== GIVEN DATA ==

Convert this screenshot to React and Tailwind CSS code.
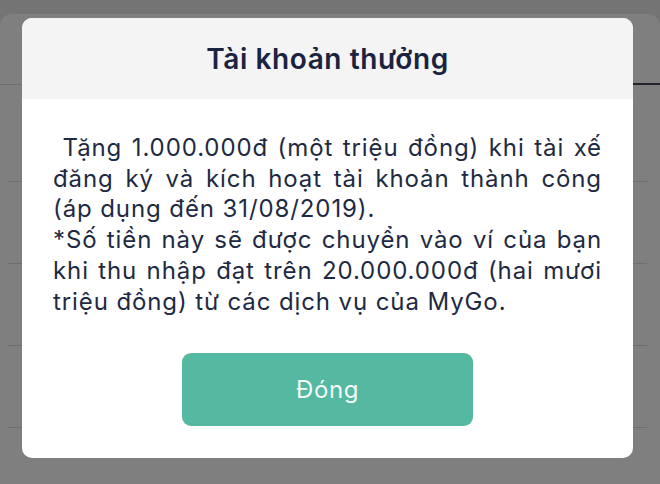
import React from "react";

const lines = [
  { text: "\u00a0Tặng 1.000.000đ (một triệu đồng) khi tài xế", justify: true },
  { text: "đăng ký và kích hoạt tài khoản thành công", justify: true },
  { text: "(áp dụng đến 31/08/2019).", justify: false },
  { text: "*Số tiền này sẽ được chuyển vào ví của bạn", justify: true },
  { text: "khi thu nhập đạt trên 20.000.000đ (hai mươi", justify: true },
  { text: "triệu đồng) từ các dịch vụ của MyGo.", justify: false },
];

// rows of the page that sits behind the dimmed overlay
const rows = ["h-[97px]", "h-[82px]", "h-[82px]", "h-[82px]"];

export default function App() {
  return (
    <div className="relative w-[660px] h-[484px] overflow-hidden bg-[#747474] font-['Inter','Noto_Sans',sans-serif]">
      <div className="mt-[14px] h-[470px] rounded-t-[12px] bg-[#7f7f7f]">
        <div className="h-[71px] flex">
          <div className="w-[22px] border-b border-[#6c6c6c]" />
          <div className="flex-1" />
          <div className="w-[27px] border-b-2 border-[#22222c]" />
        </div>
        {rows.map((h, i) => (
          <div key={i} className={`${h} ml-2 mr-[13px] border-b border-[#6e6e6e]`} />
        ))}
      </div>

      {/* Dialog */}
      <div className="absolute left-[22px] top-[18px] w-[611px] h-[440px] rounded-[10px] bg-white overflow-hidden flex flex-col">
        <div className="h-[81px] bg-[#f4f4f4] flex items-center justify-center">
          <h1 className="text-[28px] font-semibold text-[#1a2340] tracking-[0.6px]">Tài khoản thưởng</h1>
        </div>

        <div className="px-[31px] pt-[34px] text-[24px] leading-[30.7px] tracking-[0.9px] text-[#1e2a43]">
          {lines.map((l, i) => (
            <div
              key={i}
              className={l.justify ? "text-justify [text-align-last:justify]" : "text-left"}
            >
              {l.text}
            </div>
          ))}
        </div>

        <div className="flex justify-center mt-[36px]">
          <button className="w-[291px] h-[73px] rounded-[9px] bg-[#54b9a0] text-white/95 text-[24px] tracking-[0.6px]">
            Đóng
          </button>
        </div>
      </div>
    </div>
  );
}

===

▶ [GIVEN EXERCISE]: Reproduce all of the material exactly, apart from the pictures.

▶ [ANSWER IN FULL]:
Convert this screenshot to React and Tailwind CSS code.
import React from "react";

const lines = [
  { text: "\u00a0Tặng 1.000.000đ (một triệu đồng) khi tài xế", justify: true },
  { text: "đăng ký và kích hoạt tài khoản thành công", justify: true },
  { text: "(áp dụng đến 31/08/2019).", justify: false },
  { text: "*Số tiền này sẽ được chuyển vào ví của bạn", justify: true },
  { text: "khi thu nhập đạt trên 20.000.000đ (hai mươi", justify: true },
  { text: "triệu đồng) từ các dịch vụ của MyGo.", justify: false },
];

// rows of the page that sits behind the dimmed overlay
const rows = ["h-[97px]", "h-[82px]", "h-[82px]", "h-[82px]"];

export default function App() {
  return (
    <div className="relative w-[660px] h-[484px] overflow-hidden bg-[#747474] font-['Inter','Noto_Sans',sans-serif]">
      <div className="mt-[14px] h-[470px] rounded-t-[12px] bg-[#7f7f7f]">
        <div className="h-[71px] flex">
          <div className="w-[22px] border-b border-[#6c6c6c]" />
          <div className="flex-1" />
          <div className="w-[27px] border-b-2 border-[#22222c]" />
        </div>
        {rows.map((h, i) => (
          <div key={i} className={`${h} ml-2 mr-[13px] border-b border-[#6e6e6e]`} />
        ))}
      </div>

      {/* Dialog */}
      <div className="absolute left-[22px] top-[18px] w-[611px] h-[440px] rounded-[10px] bg-white overflow-hidden flex flex-col">
        <div className="h-[81px] bg-[#f4f4f4] flex items-center justify-center">
          <h1 className="text-[28px] font-semibold text-[#1a2340] tracking-[0.6px]">Tài khoản thưởng</h1>
        </div>

        <div className="px-[31px] pt-[34px] text-[24px] leading-[30.7px] tracking-[0.9px] text-[#1e2a43]">
          {lines.map((l, i) => (
            <div
              key={i}
              className={l.justify ? "text-justify [text-align-last:justify]" : "text-left"}
            >
              {l.text}
            </div>
          ))}
        </div>

        <div className="flex justify-center mt-[36px]">
          <button className="w-[291px] h-[73px] rounded-[9px] bg-[#54b9a0] text-white/95 text-[24px] tracking-[0.6px]">
            Đóng
          </button>
        </div>
      </div>
    </div>
  );
}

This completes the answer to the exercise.